**Given data:**

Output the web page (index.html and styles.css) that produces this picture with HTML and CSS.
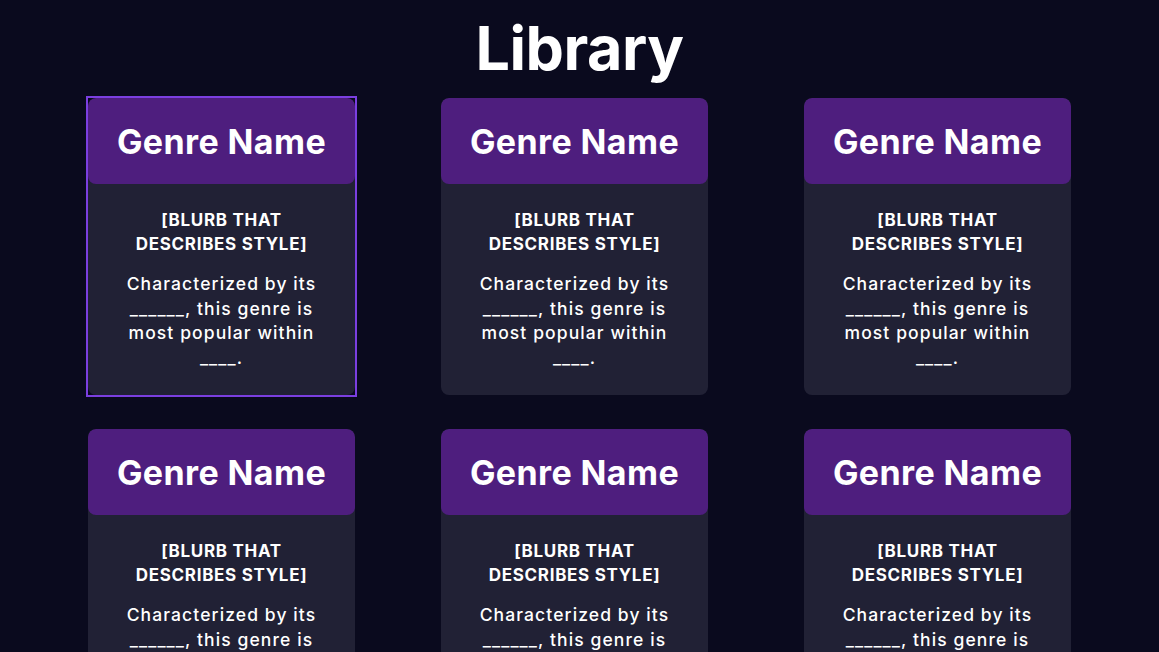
FILE: index.html
```html
<!DOCTYPE html>
<html lang="en">
<head>
<meta charset="utf-8">
<title>Library</title>
<link rel="stylesheet" href="styles.css">
</head>
<body>
<main class="page">
  <h1 class="page-title">Library</h1>
  <section class="genre-grid">
    <a class="card-link active" href="#">
      <div class="card">
        <div class="card-head"><h2>Genre Name</h2></div>
        <div class="card-body">
          <p class="blurb">[BLURB THAT DESCRIBES STYLE]</p>
          <p class="desc">Characterized by its ______, this genre is most popular within ____.</p>
        </div>
      </div>
    </a>
    <a class="card-link" href="#">
      <div class="card">
        <div class="card-head"><h2>Genre Name</h2></div>
        <div class="card-body">
          <p class="blurb">[BLURB THAT DESCRIBES STYLE]</p>
          <p class="desc">Characterized by its ______, this genre is most popular within ____.</p>
        </div>
      </div>
    </a>
    <a class="card-link" href="#">
      <div class="card">
        <div class="card-head"><h2>Genre Name</h2></div>
        <div class="card-body">
          <p class="blurb">[BLURB THAT DESCRIBES STYLE]</p>
          <p class="desc">Characterized by its ______, this genre is most popular within ____.</p>
        </div>
      </div>
    </a>
    <a class="card-link" href="#">
      <div class="card">
        <div class="card-head"><h2>Genre Name</h2></div>
        <div class="card-body">
          <p class="blurb">[BLURB THAT DESCRIBES STYLE]</p>
          <p class="desc">Characterized by its ______, this genre is most popular within ____.</p>
        </div>
      </div>
    </a>
    <a class="card-link" href="#">
      <div class="card">
        <div class="card-head"><h2>Genre Name</h2></div>
        <div class="card-body">
          <p class="blurb">[BLURB THAT DESCRIBES STYLE]</p>
          <p class="desc">Characterized by its ______, this genre is most popular within ____.</p>
        </div>
      </div>
    </a>
    <a class="card-link" href="#">
      <div class="card">
        <div class="card-head"><h2>Genre Name</h2></div>
        <div class="card-body">
          <p class="blurb">[BLURB THAT DESCRIBES STYLE]</p>
          <p class="desc">Characterized by its ______, this genre is most popular within ____.</p>
        </div>
      </div>
    </a>
  </section>
</main>
</body>
</html>
```
FILE: styles.css
```css
html, body {
  margin: 0;
  padding: 0;
  background: #0a0a1e;
  color: #ffffff;
  font-family: Inter, "Noto Sans", sans-serif;
}

.page {
  display: flex;
  flex-direction: column;
  align-items: stretch;
}

.page-title {
  margin: 11px 0 12px;
  text-align: center;
  font-size: 61px;
  line-height: 75px;
  font-weight: 700;
  letter-spacing: -0.5px;
}

.genre-grid {
  display: grid;
  grid-template-columns: 353px 363px 267px;
  row-gap: 34px;
  margin-left: 88px;
}

.card-link {
  display: block;
  width: 267px;
  color: inherit;
  text-decoration: none;
}

.card-link.active {
  outline: 2px solid #7b3fe0;
}

.card {
  background: #212135;
  border-radius: 8px;
  overflow: hidden;
}

.card-head {
  height: 86px;
  display: flex;
  align-items: center;
  justify-content: center;
  background: #4e1e7e;
  border-radius: 8px;
}

.card-head h2 {
  margin: 0;
  font-size: 34px;
  font-weight: 700;
  letter-spacing: 0.4px;
}

.card-body {
  padding: 24px 30px 25px;
  text-align: center;
}

.blurb {
  margin: 0 0 16px;
  font-size: 17px;
  line-height: 24px;
  font-weight: 700;
  letter-spacing: 0.7px;
}

.desc {
  margin: 0;
  font-size: 17.5px;
  line-height: 24.5px;
  font-weight: 500;
  letter-spacing: 1.1px;
}
```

**What you have to do:** Produce an exact copy of each line of data, skipping embedded images.

**Response below:**
Output the web page (index.html and styles.css) that produces this picture with HTML and CSS.
FILE: index.html
```html
<!DOCTYPE html>
<html lang="en">
<head>
<meta charset="utf-8">
<title>Library</title>
<link rel="stylesheet" href="styles.css">
</head>
<body>
<main class="page">
  <h1 class="page-title">Library</h1>
  <section class="genre-grid">
    <a class="card-link active" href="#">
      <div class="card">
        <div class="card-head"><h2>Genre Name</h2></div>
        <div class="card-body">
          <p class="blurb">[BLURB THAT DESCRIBES STYLE]</p>
          <p class="desc">Characterized by its ______, this genre is most popular within ____.</p>
        </div>
      </div>
    </a>
    <a class="card-link" href="#">
      <div class="card">
        <div class="card-head"><h2>Genre Name</h2></div>
        <div class="card-body">
          <p class="blurb">[BLURB THAT DESCRIBES STYLE]</p>
          <p class="desc">Characterized by its ______, this genre is most popular within ____.</p>
        </div>
      </div>
    </a>
    <a class="card-link" href="#">
      <div class="card">
        <div class="card-head"><h2>Genre Name</h2></div>
        <div class="card-body">
          <p class="blurb">[BLURB THAT DESCRIBES STYLE]</p>
          <p class="desc">Characterized by its ______, this genre is most popular within ____.</p>
        </div>
      </div>
    </a>
    <a class="card-link" href="#">
      <div class="card">
        <div class="card-head"><h2>Genre Name</h2></div>
        <div class="card-body">
          <p class="blurb">[BLURB THAT DESCRIBES STYLE]</p>
          <p class="desc">Characterized by its ______, this genre is most popular within ____.</p>
        </div>
      </div>
    </a>
    <a class="card-link" href="#">
      <div class="card">
        <div class="card-head"><h2>Genre Name</h2></div>
        <div class="card-body">
          <p class="blurb">[BLURB THAT DESCRIBES STYLE]</p>
          <p class="desc">Characterized by its ______, this genre is most popular within ____.</p>
        </div>
      </div>
    </a>
    <a class="card-link" href="#">
      <div class="card">
        <div class="card-head"><h2>Genre Name</h2></div>
        <div class="card-body">
          <p class="blurb">[BLURB THAT DESCRIBES STYLE]</p>
          <p class="desc">Characterized by its ______, this genre is most popular within ____.</p>
        </div>
      </div>
    </a>
  </section>
</main>
</body>
</html>
```
FILE: styles.css
```css
html, body {
  margin: 0;
  padding: 0;
  background: #0a0a1e;
  color: #ffffff;
  font-family: Inter, "Noto Sans", sans-serif;
}

.page {
  display: flex;
  flex-direction: column;
  align-items: stretch;
}

.page-title {
  margin: 11px 0 12px;
  text-align: center;
  font-size: 61px;
  line-height: 75px;
  font-weight: 700;
  letter-spacing: -0.5px;
}

.genre-grid {
  display: grid;
  grid-template-columns: 353px 363px 267px;
  row-gap: 34px;
  margin-left: 88px;
}

.card-link {
  display: block;
  width: 267px;
  color: inherit;
  text-decoration: none;
}

.card-link.active {
  outline: 2px solid #7b3fe0;
}

.card {
  background: #212135;
  border-radius: 8px;
  overflow: hidden;
}

.card-head {
  height: 86px;
  display: flex;
  align-items: center;
  justify-content: center;
  background: #4e1e7e;
  border-radius: 8px;
}

.card-head h2 {
  margin: 0;
  font-size: 34px;
  font-weight: 700;
  letter-spacing: 0.4px;
}

.card-body {
  padding: 24px 30px 25px;
  text-align: center;
}

.blurb {
  margin: 0 0 16px;
  font-size: 17px;
  line-height: 24px;
  font-weight: 700;
  letter-spacing: 0.7px;
}

.desc {
  margin: 0;
  font-size: 17.5px;
  line-height: 24.5px;
  font-weight: 500;
  letter-spacing: 1.1px;
}
```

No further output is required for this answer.